Moscow, USSR 1989
Something is wrong. This large room, empty as the bottom of a swimming pool, is full as an egg. And everything it contains says something other than what it shows. The electric hand dryers and the no smoking sign indicate a public place, but everywhere else the signs of private space are multiplied: medicine cabinet, poster, sideboard, placemat, fruit, vases, plants. And it is indeed the strangeness and the slight discomfort of what we see: in these public toilets the hurried passage is transformed into a prolonged stay and the surreptitious and embarrassed glances which are usually exchanged there in stubborn and motionless contemplation.

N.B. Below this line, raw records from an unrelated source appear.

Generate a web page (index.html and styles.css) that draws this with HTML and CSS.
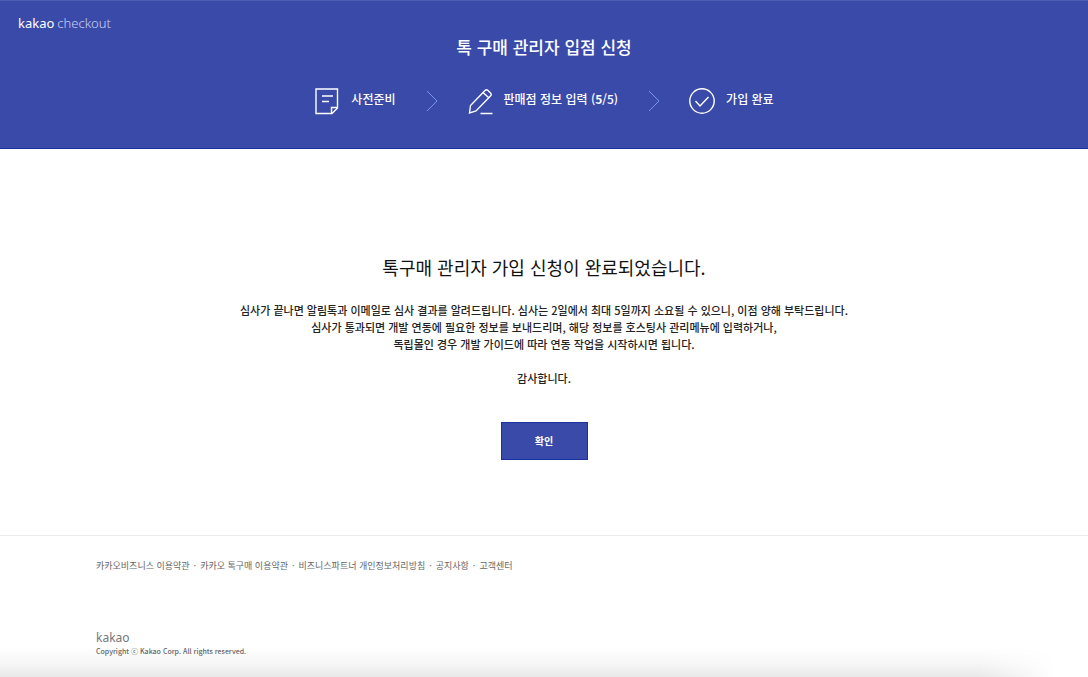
FILE: index.html
```html
<!DOCTYPE html>
<html lang="ko">
<head>
<meta charset="utf-8">
<meta name="viewport" content="width=device-width, initial-scale=1">
<title>톡 구매 관리자 입점 신청</title>
<link rel="stylesheet" href="styles.css">
</head>
<body>
<header class="header">
  <a class="logo" href="#"><span class="logo-brand">kakao</span><span class="logo-product">checkout</span></a>
  <h1 class="title">톡 구매 관리자 입점 신청</h1>
  <ol class="steps">
    <li class="step">
      <svg class="step-icon" viewBox="0 0 28 28" aria-hidden="true"><path d="M2 2h21.500v19l-5.500 5.500h-16zM23.500 20.500h-6v6M8 9h11M8 14.500h7"/></svg>
      <span>사전준비</span>
    </li>
    <li class="arrow" aria-hidden="true"><svg viewBox="0 0 12 22"><path d="M1 1l10 10-10 10"/></svg></li>
    <li class="step">
      <svg class="step-icon" viewBox="0 0 28 28" aria-hidden="true"><path d="M2.500 26l1-7.500 14.500-15q1.500-1.500 3 0l2.500 2.500q1.500 1.500 0 3l-14.500 15zM16 5.500l6 5.500M13.500 26.500h12"/></svg>
      <span>판매점 정보 입력 (<b>5</b>/5)</span>
    </li>
    <li class="arrow" aria-hidden="true"><svg viewBox="0 0 12 22"><path d="M1 1l10 10-10 10"/></svg></li>
    <li class="step">
      <svg class="step-icon" viewBox="0 0 28 28" aria-hidden="true"><circle cx="13" cy="14" r="12.200"/><path d="M6.500 14l4.500 5 8.500-9"/></svg>
      <span>가입 완료</span>
    </li>
  </ol>
</header>
<main class="main">
  <h2 class="headline">톡구매 관리자 가입 신청이 완료되었습니다.</h2>
  <p class="message">심사가 끝나면 알림톡과 이메일로 심사 결과를 알려드립니다. 심사는 2일에서 최대 5일까지 소요될 수 있으니, 이점 양해 부탁드립니다.<br>심사가 통과되면 개발 연동에 필요한 정보를 보내드리며, 해당 정보를 호스팅사 관리메뉴에 입력하거나,<br>독립몰인 경우 개발 가이드에 따라 연동 작업을 시작하시면 됩니다.</p>
  <p class="message">감사합니다.</p>
  <button class="confirm" type="button">확인</button>
</main>
<footer class="footer">
  <ul class="links">
    <li><a href="#">카카오비즈니스 이용약관</a></li>
    <li><a href="#">카카오 톡구매 이용약관</a></li>
    <li><a href="#">비즈니스파트너 개인정보처리방침</a></li>
    <li><a href="#">공지사항</a></li>
    <li><a href="#">고객센터</a></li>
  </ul>
  <div class="footer-logo">kakao</div>
  <small class="copyright">Copyright ⓒ Kakao Corp. All rights reserved.</small>
  <div class="shade"></div>
</footer>
</body>
</html>
```
FILE: styles.css
```css
* { box-sizing: border-box; }
body {
  margin: 0;
  min-height: 100vh;
  display: flex;
  flex-direction: column;
  background: #fff;
  color: #111;
  font-family: "Noto Sans CJK KR", sans-serif;
}
h1, h2, p, ol, ul { margin: 0; padding: 0; }
ol, ul { list-style: none; }
a { color: inherit; text-decoration: none; }

.header {
  padding: 12px 18px 33px;
  background: #394aa9;
  border-top: 1px solid #4e5db3;
  border-bottom: 1px solid #1c31a0;
  color: #fff;
}
.logo {
  display: flex;
  gap: 3px;
  font-family: "Noto Sans", sans-serif;
  font-size: 13px;
  line-height: 20px;
}
.logo-product { color: #c9d0f2; font-weight: 300; }
.title {
  font-size: 17px;
  line-height: 28px;
  font-weight: 500;
  text-align: center;
}
.steps {
  display: flex;
  justify-content: center;
  align-items: center;
  margin-top: 26px;
}
.step {
  display: flex;
  align-items: center;
  gap: 9px;
  font-size: 12px;
  line-height: 24px;
  font-weight: 500;
}
.step span { padding-bottom: 4px; }
.step b { font-weight: 700; }
.step-icon { width: 28px; height: 28px; }
.step-icon, .arrow svg {
  display: block;
  fill: none;
  stroke: #fff;
  stroke-width: 1.4;
}
.arrow { padding: 0 29px 0 30px; }
.arrow svg { width: 12px; height: 22px; stroke: #7896e8; stroke-width: 1; }

.main {
  flex: 1;
  display: flex;
  flex-direction: column;
  align-items: center;
  padding: 104px 20px 74px;
  text-align: center;
}
.headline {
  margin-bottom: 21px;
  font-size: 18px;
  line-height: 28px;
  font-weight: 400;
}
.message {
  margin-bottom: 17px;
  font-size: 11px;
  line-height: 17px;
  font-weight: 500;
  color: #222;
}
.confirm {
  width: 87px;
  height: 38px;
  margin-top: 18px;
  padding: 0;
  border: 1px solid #1c31a0;
  background: #394aa9;
  color: #fff;
  font: 700 10px/18px "Noto Sans CJK KR", sans-serif;
}

.footer {
  position: relative;
  padding: 22px 96px 20px;
  border-top: 1px solid #ebebeb;
  color: #666;
}
.links {
  display: flex;
  flex-wrap: wrap;
  margin-bottom: 57px;
  font-size: 9px;
  line-height: 16px;
}
.links li + li::before { content: "·"; margin: 0 4px; }
.footer-logo {
  font-family: "Noto Sans", sans-serif;
  font-size: 12px;
  line-height: 14px;
  color: #777;
}
.copyright {
  display: block;
  font-size: 7px;
  line-height: 12px;
  font-weight: 500;
}
.shade {
  position: absolute;
  inset: auto 0 0;
  height: 30px;
  background: linear-gradient(to top, #00000016, #00000008 50%, transparent);
  mask-image: linear-gradient(to right, #000 90%, transparent 97%);
  pointer-events: none;
}
```
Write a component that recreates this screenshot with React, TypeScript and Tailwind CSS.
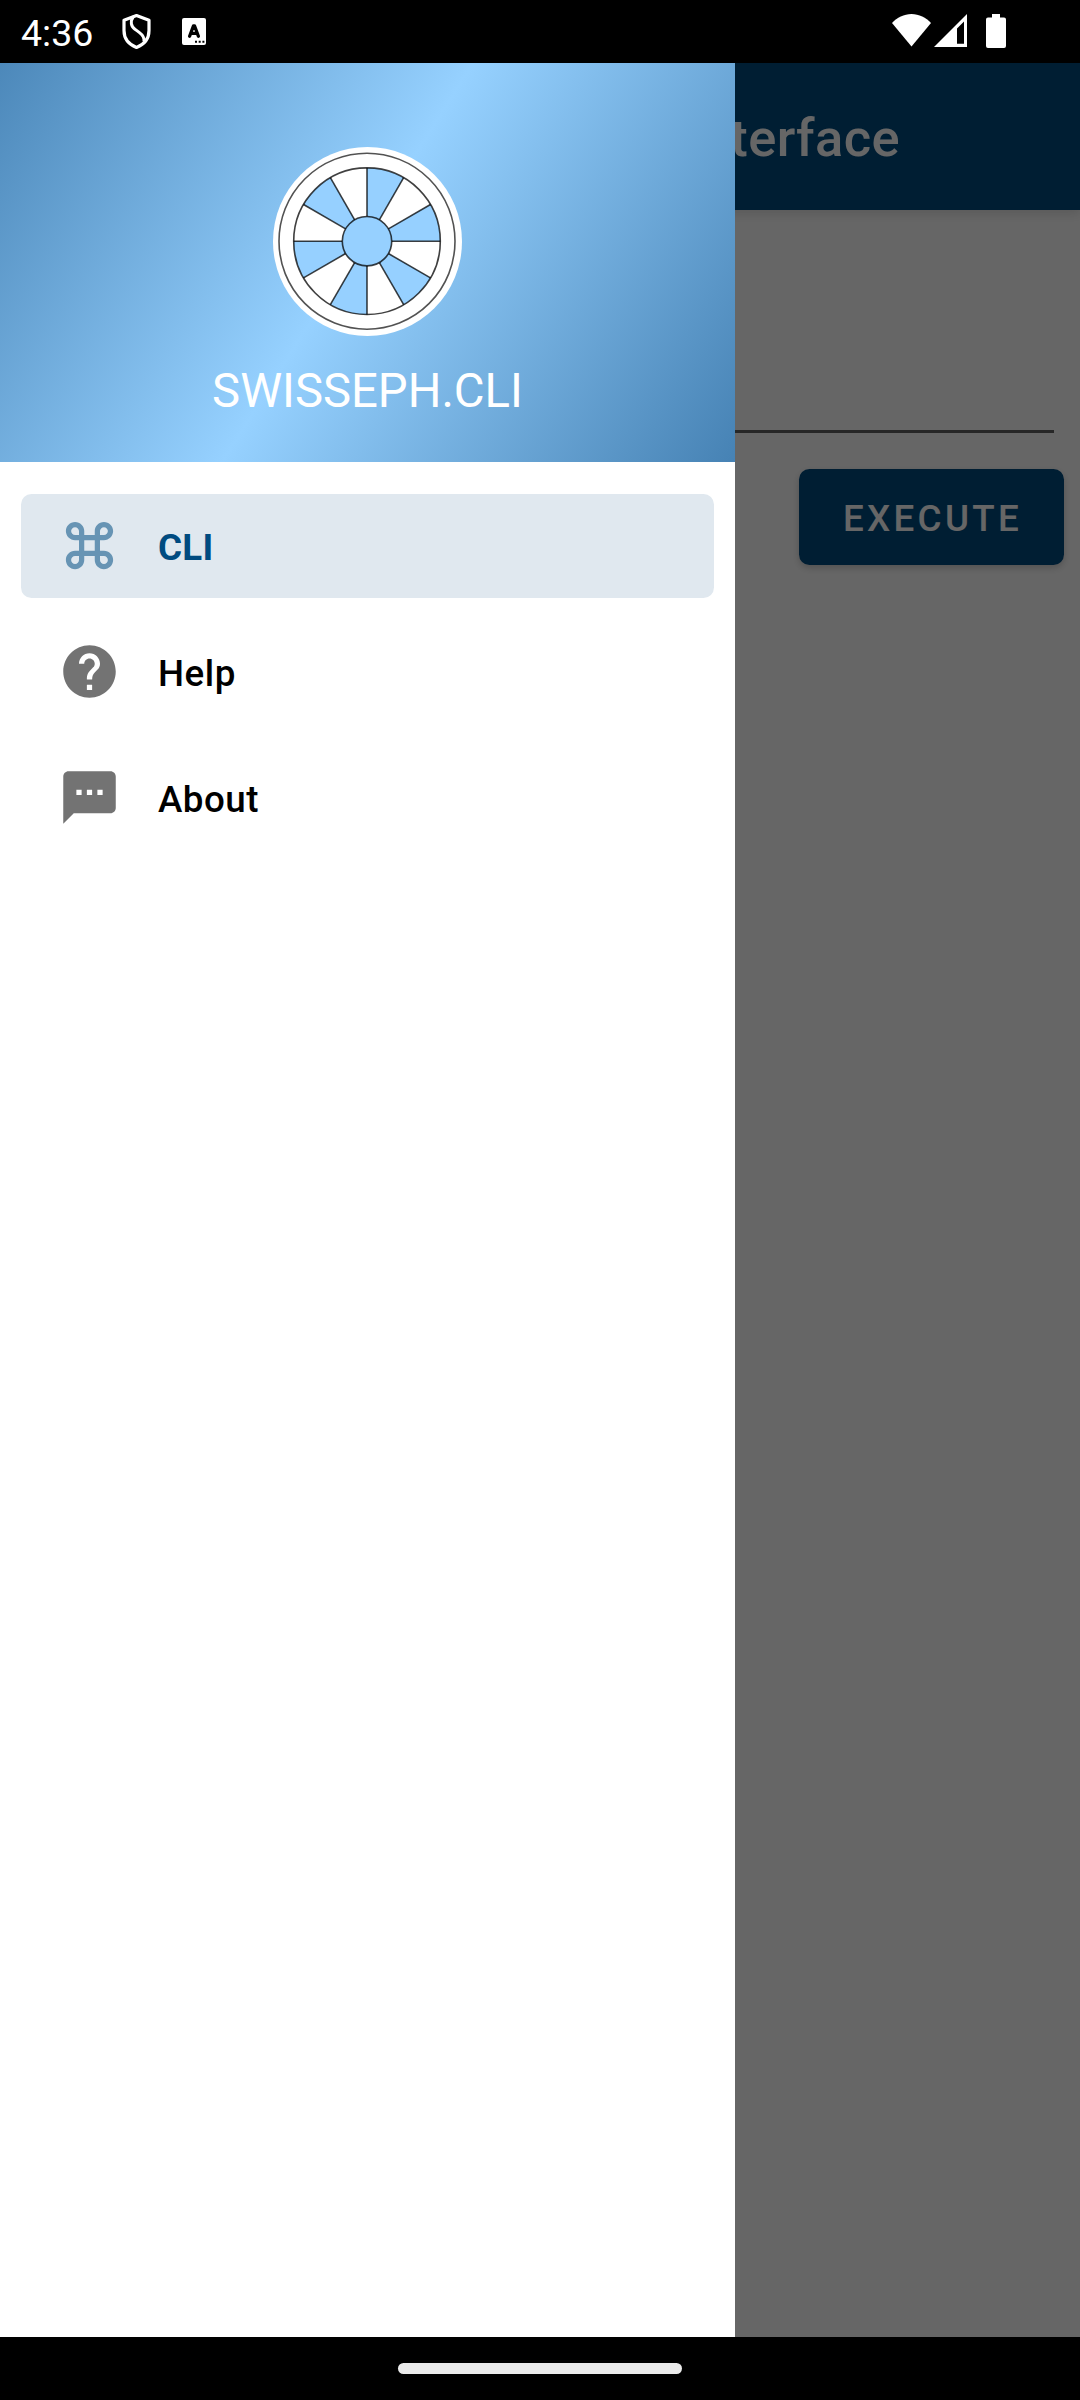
import React from "react";

const COMMAND_PATH =
  "M17.5,3C15.57,3,14,4.57,14,6.5V8h-4V6.5C10,4.57,8.43,3,6.5,3S3,4.57,3,6.5S4.57,10,6.5,10H8v4H6.5C4.57,14,3,15.57,3,17.5S4.57,21,6.5,21s3.5-1.57,3.5-3.5V16h4v1.5c0,1.93,1.57,3.5,3.5,3.5s3.5-1.57,3.5-3.5S19.43,14,17.5,14H16v-4h1.5c1.93,0,3.5-1.57,3.5-3.5S19.43,3,17.5,3z M16,8V6.5C16,5.67,16.67,5,17.5,5S19,5.67,19,6.5S18.33,8,17.5,8H16z M6.5,8C5.67,8,5,7.33,5,6.5S5.67,5,6.5,5S8,5.67,8,6.5V8H6.5z M10,14v-4h4v4H10z M17.5,19c-0.83,0-1.5-0.67-1.5-1.5V16h1.5c0.83,0,1.5,0.67,1.5,1.5S18.33,19,17.5,19z M6.5,19C5.67,19,5,18.33,5,17.5S5.67,16,6.5,16H8v1.5C8,18.33,7.33,19,6.5,19z";
const HELP_PATH =
  "M12 2C6.48 2 2 6.48 2 12s4.48 10 10 10 10-4.48 10-10S17.52 2 12 2zm1 17h-2v-2h2v2zm2.07-7.75l-.9.92C13.45 12.9 13 13.5 13 15h-2v-.5c0-1.1.45-2.1 1.17-2.83l1.24-1.26c.37-.36.59-.86.59-1.41 0-1.1-.9-2-2-2s-2 .9-2 2H8c0-2.21 1.79-4 4-4s4 1.79 4 4c0 .88-.36 1.68-.93 2.25z";
const SMS_PATH =
  "M20 2H4c-1.1 0-1.99.9-1.99 2L2 22l4-4h14c1.1 0 2-.9 2-2V4c0-1.1-.9-2-2-2zM9 11H7V9h2v2zm4 0h-2V9h2v2zm4 0h-2V9h2v2z";

function StatusBar() {
  return (
    <header className="relative z-10 flex h-[63px] w-full shrink-0 items-start justify-between bg-black text-white">
      <div className="flex items-start">
        <span className="ml-[21px] mt-[11px] w-[72px] whitespace-nowrap text-[37.5px] leading-[44px]">4:36</span>
        <svg className="ml-[28px] mt-[13px] h-[37px] w-[31px]" viewBox="0 0 31 37" fill="none" stroke="#fff" strokeWidth="3.2" strokeLinejoin="round">
          <path d="M15.5 2.6 L28 7.2 V17.5 C28 25.5 23 31.5 15.5 34.4 C8 31.5 3 25.5 3 17.5 V7.2 Z" />
          <path d="M12.4 3.5 C8.8 8.5 10 13.5 14.2 16.4 L18.5 19.6 C22.5 22.5 23.4 25 23 28.5" strokeWidth="3" />
        </svg>
        <svg className="ml-[30px] mt-[18px] h-[27px] w-[24px]" viewBox="0 0 24 27">
          <rect width="24" height="27" rx="2" fill="#fff" />
          <path d="M7.6 18.3 L11.4 8 H12.6 L16.4 18.3 M9 15.4 H15" fill="none" stroke="#000" strokeWidth="3.3" strokeLinecap="round" strokeLinejoin="round" />
          <path d="M13 22.8h2v2h-2z M16.7 22.8h2v2h-2z M20.4 22.8h2v2h-2z" fill="#000" />
        </svg>
      </div>
      <div className="mr-[74px] mt-[14px] flex items-start">
        <svg className="h-[33px] w-[39px]" viewBox="0 0 39 33" fill="#fff">
          <path d="M19.5 32.5 L0 9 C5 3.5 12 0 19.5 0 S34 3.5 39 9 Z" />
        </svg>
        <svg className="ml-[3px] h-[33px] w-[33px]" viewBox="0 0 33 33" fill="#fff">
          <path fillRule="evenodd" d="M33 0 V33 H0 Z M23 14.5 V29.7 H30 V7.5 Z" />
        </svg>
        <svg className="ml-[19px] h-[34px] w-[20px]" viewBox="0 0 20 34" fill="#fff">
          <path d="M6 0 H14 V3.4 H18 Q20 3.4 20 5.4 V32 Q20 34 18 34 H2 Q0 34 0 32 V5.4 Q0 3.4 2 3.4 H6 Z" />
        </svg>
      </div>
    </header>
  );
}

/* Point on a circle around the wheel's centre; index counts 30° steps clockwise from the top. */
function at(r: number, index: number) {
  const a = (index * Math.PI) / 6;
  return `${(94 + r * Math.sin(a)).toFixed(2)} ${(94.2 - r * Math.cos(a)).toFixed(2)}`;
}

function Wheel() {
  const steps = Array.from({ length: 12 }, (_, i) => i);
  const filled = [0, 2, 4, 6, 8, 10];
  return (
    <svg className="h-[189px] w-[189px]" viewBox="0 0 189 189">
      <circle cx="94.5" cy="94.5" r="94.5" fill="#fff" />
      {filled.map((i) => (
        <path key={i} fill="#96d0ff" d={`M${at(24.7, i)} L${at(73.3, i)} A73.3 73.3 0 0 1 ${at(73.3, i + 1)} L${at(24.7, i + 1)} Z`} />
      ))}
      <g fill="none" stroke="#000" strokeOpacity="0.75" strokeWidth="1.6">
        {steps.map((i) => (
          <path key={i} d={`M${at(24.7, i)} L${at(73.3, i)}`} />
        ))}
        <circle cx="94" cy="94.2" r="88" strokeOpacity="0.68" />
        <circle cx="94" cy="94.2" r="73.3" />
        <circle cx="94" cy="94.2" r="24.7" fill="#96d0ff" />
      </g>
    </svg>
  );
}

function NavItem({ label, path, active = false }: { label: string; path: string; active?: boolean }) {
  return (
    <li
      className={
        active
          ? "flex h-[104px] items-center rounded-[10.5px] bg-[#e0e8ef] pl-[37px] text-[#004b80]"
          : "flex h-[104px] items-center rounded-[10.5px] pl-[37px] text-black"
      }
    >
      <svg className={active ? "mb-px h-[63px] w-[63px] fill-[#6794b4]" : "mb-[2px] h-[63px] w-[63px] fill-[#737373]"} viewBox="0 0 24 24">
        <path d={path} fillRule="evenodd" />
      </svg>
      <span className={active ? "ml-[37px] mt-[3px] text-[36.75px] font-bold leading-[44px] tracking-[0.26px]" : "ml-[37px] mt-[3px] text-[36.75px] font-medium leading-[44px] tracking-[0.5px]"}>
        {label}
      </span>
    </li>
  );
}

function Drawer() {
  return (
    <aside className="absolute inset-y-0 left-0 flex w-[735px] flex-col bg-white">
      <div className="flex h-[399px] shrink-0 flex-col items-center bg-[linear-gradient(122.15deg,#4682b4,#96d1ff_50%,#4682b4)] bg-[length:735px_462px] bg-[position:0_-63px] pt-[84px]">
        <Wheel />
        <h2 className="mt-[27px] text-[47.25px] leading-[56px] text-white">SWISSEPH.CLI</h2>
      </div>
      <ul className="flex flex-col gap-[22px] px-[21px] pt-[32px]">
        <NavItem label="CLI" path={COMMAND_PATH} active />
        <NavItem label="Help" path={HELP_PATH} />
        <NavItem label="About" path={SMS_PATH} />
      </ul>
    </aside>
  );
}

function CommandScreen() {
  return (
    <main className="flex h-full flex-col bg-white">
      <div className="flex h-[147px] shrink-0 items-center justify-end bg-[#004b80] pr-[180px] text-white shadow-[0_4px_10px_rgba(0,0,0,0.12)]">
        <h1 className="mt-[3px] whitespace-nowrap text-[52.5px] font-medium leading-[62px] tracking-[0.4px]">Command Line Interface</h1>
      </div>
      <div className="mx-[26px] h-[223px] border-b-[3px] border-[#636363]" />
      <button className="mr-4 mt-[36px] flex h-[96px] w-[265px] items-center justify-center self-end rounded-[10.5px] bg-[#004b80] pl-[2px] pt-[3px] text-[36.75px] font-medium leading-[44px] tracking-[3.28px] text-white shadow-[0_3px_7px_rgba(0,0,0,0.2)]">
        EXECUTE
      </button>
    </main>
  );
}

export default function App() {
  return (
    <div className="flex h-[2400px] w-[1080px] flex-col overflow-hidden bg-black font-[Roboto,sans-serif]">
      <StatusBar />
      <div className="relative h-[2274px] shrink-0 overflow-hidden">
        <CommandScreen />
        <div className="absolute inset-0 bg-black/60" />
        <Drawer />
      </div>
      <footer className="flex h-[63px] shrink-0 justify-center bg-black pt-[26px]">
        <div className="h-[11px] w-[284px] rounded-full bg-[#ebebeb]" />
      </footer>
    </div>
  );
}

Amidst the vast grid of the tiles, airbrush-style blue lines capture the eye, blurring it, like television screens of old in the cold vibrations of cathodic snow. It looks like a closing trap: in the center, perfectly still in the middle of the lines of water where we lose our footing, the insect is waiting to catch us in the glue of the mirror.
The stranger who catches us in his net knows what to do: show a peaceful and round back, but stay on the alert. The way he has of dissociating himself in his reflection should put us on alert. We do not get used to this law of mirrors, it is insurmountable: how is it possible that this man looks us in the eye while turning his back to us? It is perhaps to dissipate the discomfort of this trap that we would prefer to see the impossible happen: his back still in the mirror, as in a painting by Magritte, not specular but fractal, the same empty scene reproduced infinity, so as not to have to be caught in this gaze which stops us by slipping away.
There is undoubtedly another address in this look, still contained in the title: Moscow, URSS, 1989. This image is also the commentary of the time. For those who remember it, the stranger who turns his back to us is a fairly faithful look-alike of Gorbachev and the decor made of screens and mirrors floating in the aquatic air is a fairly good image of Glasnost, a word that referred to the policy of “Transparency” and openness of the country at that time. The Russian is waiting, he has us in his sights, since nothing has moved here he has learned patience. His eyes slightly drooping and tired, he draws us into his decor, and what he says about transparency is thrown back in our faces by the old specular enigma worthy of a painting by Velázquez: looking straight ahead into the mirror. It is he we see and, believing we see him, it is he alone who is looking at us. Suffice to say that the Transparency promised for thirty-five years by the double and his clones is an endless game of mirrors. It even has a name, hidden in the decor, which says exactly of what we are the prey of. You have to look closely because you can hardly see it. It is written in full on a poster taped in the corner near the towel, that of a Russian pop group that was all the rage at the time: Мираж – the Mirage.
– Bertrand Schefer (unpublished text for the Eye of Photography / LE BAL)
Bertrand Schefer devoted his first works to the rediscovery of founding texts of the Italian Renaissance on the theory of the visual arts. Writer and director, he notably co-directed with Valérie Mréjen the films En ville (2011) and Enfant chéri (2016), and published by éditions P.O.L Cérémonie (2012), La Photo au-dessus du lit (2014) and Martin (2016).